Given material
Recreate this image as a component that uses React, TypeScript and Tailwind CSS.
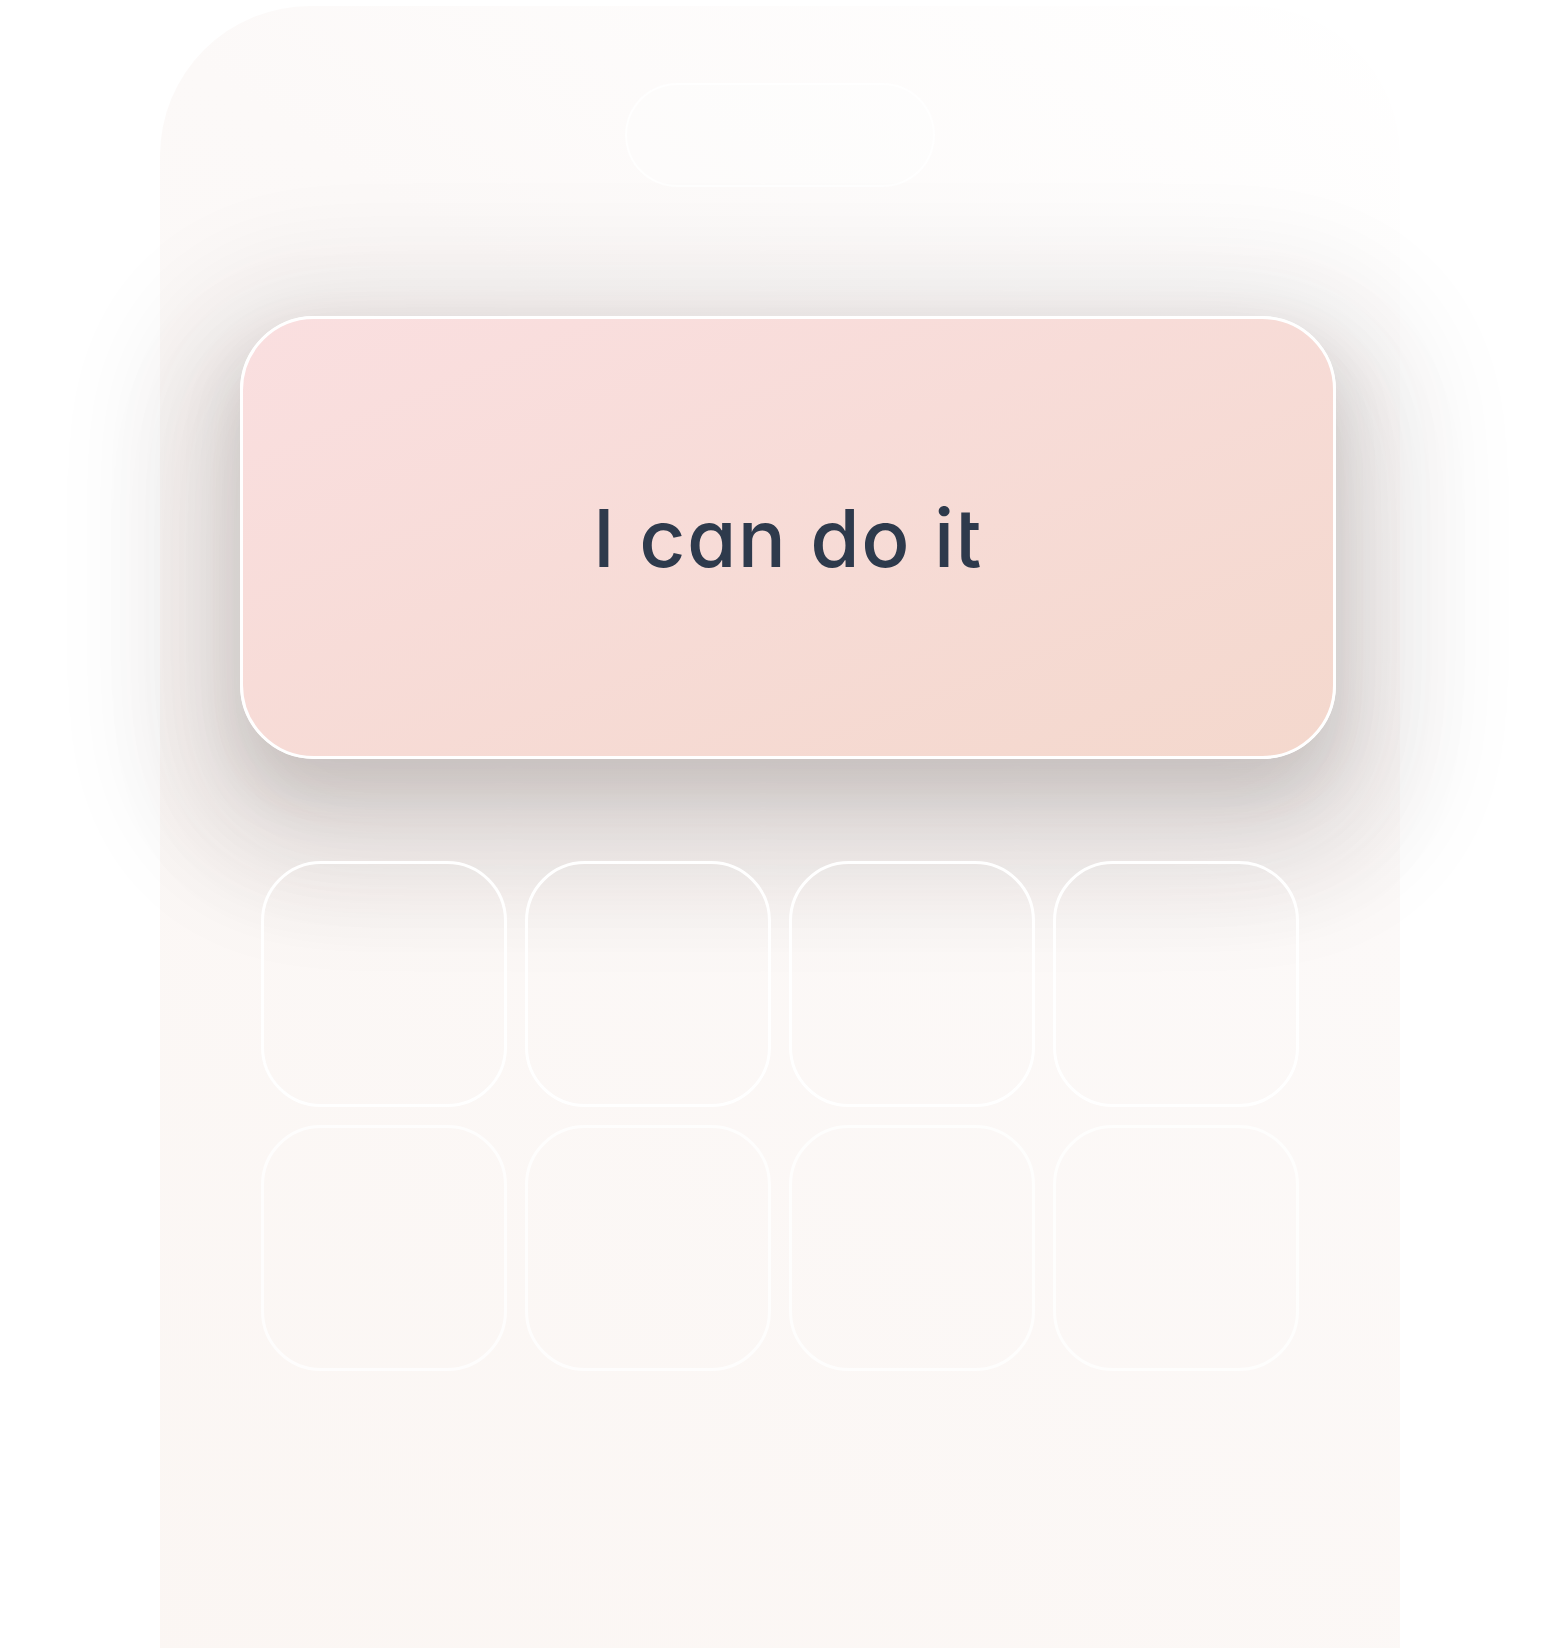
import React from "react";

export default function App() {
  const tiles = Array.from({ length: 8 }, (_, i) => i);

  return (
    <div className="relative w-full h-[1648px] overflow-hidden bg-white font-['Inter',sans-serif]">
      {/* Phone frame */}
      <div className="ml-[160px] mt-[6px] w-[1240px] h-[1720px] rounded-t-[150px] bg-[linear-gradient(215deg,#ffffff_0%,#fcf9f8_35%,#fbf6f3_100%)] flex flex-col">
        {/* Notch */}
        <div className="self-center mt-[77px] w-[310px] h-[104px] rounded-full border-2 border-white/80 bg-white/30" />

        {/* Affirmation card */}
        <div className="ml-[80px] mt-[129px] w-[1096px] h-[443px] rounded-[74px] border-[3px] border-white bg-gradient-to-br from-[#fadfe0] to-[#f4d8cd] shadow-[0_40px_110px_90px_rgba(50,35,30,0.065),0_60px_120px_30px_rgba(50,35,30,0.09),0_30px_60px_rgba(50,35,30,0.13)] flex items-center justify-center">
          <span className="text-[80px] font-medium text-[#2e3a4c] leading-none tracking-[1.5px]">
            I<span className="[font-feature-settings:'salt']"> can do it</span>
          </span>
        </div>

        {/* App grid */}
        <div className="ml-[101px] mt-[102px] grid grid-cols-4 gap-[18px] w-[1038px]">
          {tiles.map((i) => (
            <div
              key={i}
              className={`h-[246px] rounded-[60px] border-[3px] ${
                i < 4 ? "border-white" : "border-white/80"
              }`}
            />
          ))}
        </div>
      </div>
    </div>
  );
}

Job
Set down all the data again exactly as above, pictures excluded.

Result of the task
Recreate this image as a component that uses React, TypeScript and Tailwind CSS.
import React from "react";

export default function App() {
  const tiles = Array.from({ length: 8 }, (_, i) => i);

  return (
    <div className="relative w-full h-[1648px] overflow-hidden bg-white font-['Inter',sans-serif]">
      {/* Phone frame */}
      <div className="ml-[160px] mt-[6px] w-[1240px] h-[1720px] rounded-t-[150px] bg-[linear-gradient(215deg,#ffffff_0%,#fcf9f8_35%,#fbf6f3_100%)] flex flex-col">
        {/* Notch */}
        <div className="self-center mt-[77px] w-[310px] h-[104px] rounded-full border-2 border-white/80 bg-white/30" />

        {/* Affirmation card */}
        <div className="ml-[80px] mt-[129px] w-[1096px] h-[443px] rounded-[74px] border-[3px] border-white bg-gradient-to-br from-[#fadfe0] to-[#f4d8cd] shadow-[0_40px_110px_90px_rgba(50,35,30,0.065),0_60px_120px_30px_rgba(50,35,30,0.09),0_30px_60px_rgba(50,35,30,0.13)] flex items-center justify-center">
          <span className="text-[80px] font-medium text-[#2e3a4c] leading-none tracking-[1.5px]">
            I<span className="[font-feature-settings:'salt']"> can do it</span>
          </span>
        </div>

        {/* App grid */}
        <div className="ml-[101px] mt-[102px] grid grid-cols-4 gap-[18px] w-[1038px]">
          {tiles.map((i) => (
            <div
              key={i}
              className={`h-[246px] rounded-[60px] border-[3px] ${
                i < 4 ? "border-white" : "border-white/80"
              }`}
            />
          ))}
        </div>
      </div>
    </div>
  );
}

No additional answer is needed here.